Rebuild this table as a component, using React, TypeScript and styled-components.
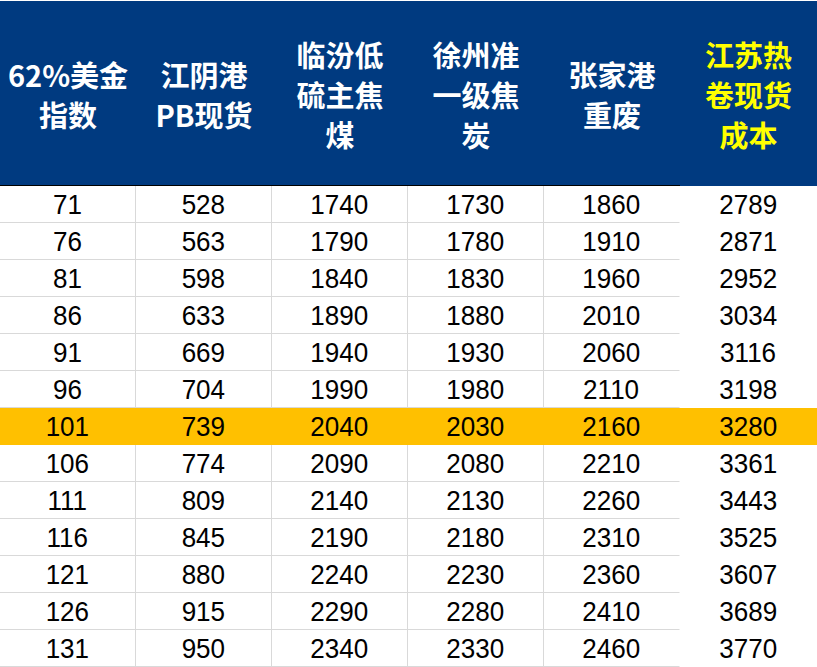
import React from "react";
import styled, { createGlobalStyle } from "styled-components";

const Global = createGlobalStyle`
  html, body { margin: 0; padding: 0; background: #ffffff; }
  body { font-family: "Liberation Sans", Arial, sans-serif; }
`;

const Sheet = styled.div`
  width: 817px;
  padding-top: 1px;
  background: #ffffff;
  display: grid;
  grid-template-columns: repeat(5, 136px) 137px;
`;

const HeadCell = styled.div<{ $accent?: boolean }>`
  height: 185px;
  box-sizing: border-box;
  background: #003a80;
  border-bottom: 1px solid ${(p) => (p.$accent ? "#003a80" : "#000000")};
  display: flex;
  align-items: center;
  justify-content: center;
  text-align: center;
  color: ${(p) => (p.$accent ? "#ffff00" : "#ffffff")};
  font-family: "Noto Sans CJK SC", "Noto Sans", sans-serif;
  font-weight: 700;
  font-size: 29px;
  line-height: 40px;
  padding-top: 2px;
`;

const Line = styled.div`
  white-space: nowrap;
`;

const Cell = styled.div<{ $hl?: boolean; $col: number }>`
  height: 37px;
  box-sizing: border-box;
  background: ${(p) => (p.$hl ? "#ffc000" : "#ffffff")};
  border-bottom: 1px solid
    ${(p) => (p.$hl ? "#ffc000" : p.$col === 5 ? "#ffffff" : "#d9d9d9")};
  border-right: 1px solid
    ${(p) => (p.$hl ? "#ffc000" : p.$col >= 4 ? "#ffffff" : "#d9d9d9")};
  display: flex;
  align-items: center;
  justify-content: center;
  color: #000000;
  font-family: "Liberation Sans", Arial, sans-serif;
  font-size: 28px;
  padding-top: 2px;
`;

const Num = styled.span`
  display: inline-block;
  transform: scaleX(0.93);
`;

const headers: string[][] = [
  ["62%美金", "指数"],
  ["江阴港", "PB现货"],
  ["临汾低", "硫主焦", "煤"],
  ["徐州准", "一级焦", "炭"],
  ["张家港", "重废"],
  ["江苏热", "卷现货", "成本"],
];

const rows: number[][] = [
  [71, 528, 1740, 1730, 1860, 2789],
  [76, 563, 1790, 1780, 1910, 2871],
  [81, 598, 1840, 1830, 1960, 2952],
  [86, 633, 1890, 1880, 2010, 3034],
  [91, 669, 1940, 1930, 2060, 3116],
  [96, 704, 1990, 1980, 2110, 3198],
  [101, 739, 2040, 2030, 2160, 3280],
  [106, 774, 2090, 2080, 2210, 3361],
  [111, 809, 2140, 2130, 2260, 3443],
  [116, 845, 2190, 2180, 2310, 3525],
  [121, 880, 2240, 2230, 2360, 3607],
  [126, 915, 2290, 2280, 2410, 3689],
  [131, 950, 2340, 2330, 2460, 3770],
];

export default function App() {
  return (
    <>
      <Global />
      <Sheet>
        {headers.map((h, i) => (
          <HeadCell key={"h" + i} $accent={i === 5}>
            <div>
              {h.map((l, j) => (
                <Line key={j}>{l}</Line>
              ))}
            </div>
          </HeadCell>
        ))}
        {rows.map((r, ri) =>
          r.map((v, ci) => (
            <Cell key={ri + "-" + ci} $hl={ri === 6} $col={ci}>
              <Num>{v}</Num>
            </Cell>
          ))
        )}
      </Sheet>
    </>
  );
}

= = =

# PROBLEM TO SOLVE:
Give the data above again in full and unchanged, skipping the pictures.

# RESULT OF THIS TASK:
Rebuild this table as a component, using React, TypeScript and styled-components.
import React from "react";
import styled, { createGlobalStyle } from "styled-components";

const Global = createGlobalStyle`
  html, body { margin: 0; padding: 0; background: #ffffff; }
  body { font-family: "Liberation Sans", Arial, sans-serif; }
`;

const Sheet = styled.div`
  width: 817px;
  padding-top: 1px;
  background: #ffffff;
  display: grid;
  grid-template-columns: repeat(5, 136px) 137px;
`;

const HeadCell = styled.div<{ $accent?: boolean }>`
  height: 185px;
  box-sizing: border-box;
  background: #003a80;
  border-bottom: 1px solid ${(p) => (p.$accent ? "#003a80" : "#000000")};
  display: flex;
  align-items: center;
  justify-content: center;
  text-align: center;
  color: ${(p) => (p.$accent ? "#ffff00" : "#ffffff")};
  font-family: "Noto Sans CJK SC", "Noto Sans", sans-serif;
  font-weight: 700;
  font-size: 29px;
  line-height: 40px;
  padding-top: 2px;
`;

const Line = styled.div`
  white-space: nowrap;
`;

const Cell = styled.div<{ $hl?: boolean; $col: number }>`
  height: 37px;
  box-sizing: border-box;
  background: ${(p) => (p.$hl ? "#ffc000" : "#ffffff")};
  border-bottom: 1px solid
    ${(p) => (p.$hl ? "#ffc000" : p.$col === 5 ? "#ffffff" : "#d9d9d9")};
  border-right: 1px solid
    ${(p) => (p.$hl ? "#ffc000" : p.$col >= 4 ? "#ffffff" : "#d9d9d9")};
  display: flex;
  align-items: center;
  justify-content: center;
  color: #000000;
  font-family: "Liberation Sans", Arial, sans-serif;
  font-size: 28px;
  padding-top: 2px;
`;

const Num = styled.span`
  display: inline-block;
  transform: scaleX(0.93);
`;

const headers: string[][] = [
  ["62%美金", "指数"],
  ["江阴港", "PB现货"],
  ["临汾低", "硫主焦", "煤"],
  ["徐州准", "一级焦", "炭"],
  ["张家港", "重废"],
  ["江苏热", "卷现货", "成本"],
];

const rows: number[][] = [
  [71, 528, 1740, 1730, 1860, 2789],
  [76, 563, 1790, 1780, 1910, 2871],
  [81, 598, 1840, 1830, 1960, 2952],
  [86, 633, 1890, 1880, 2010, 3034],
  [91, 669, 1940, 1930, 2060, 3116],
  [96, 704, 1990, 1980, 2110, 3198],
  [101, 739, 2040, 2030, 2160, 3280],
  [106, 774, 2090, 2080, 2210, 3361],
  [111, 809, 2140, 2130, 2260, 3443],
  [116, 845, 2190, 2180, 2310, 3525],
  [121, 880, 2240, 2230, 2360, 3607],
  [126, 915, 2290, 2280, 2410, 3689],
  [131, 950, 2340, 2330, 2460, 3770],
];

export default function App() {
  return (
    <>
      <Global />
      <Sheet>
        {headers.map((h, i) => (
          <HeadCell key={"h" + i} $accent={i === 5}>
            <div>
              {h.map((l, j) => (
                <Line key={j}>{l}</Line>
              ))}
            </div>
          </HeadCell>
        ))}
        {rows.map((r, ri) =>
          r.map((v, ci) => (
            <Cell key={ri + "-" + ci} $hl={ri === 6} $col={ci}>
              <Num>{v}</Num>
            </Cell>
          ))
        )}
      </Sheet>
    </>
  );
}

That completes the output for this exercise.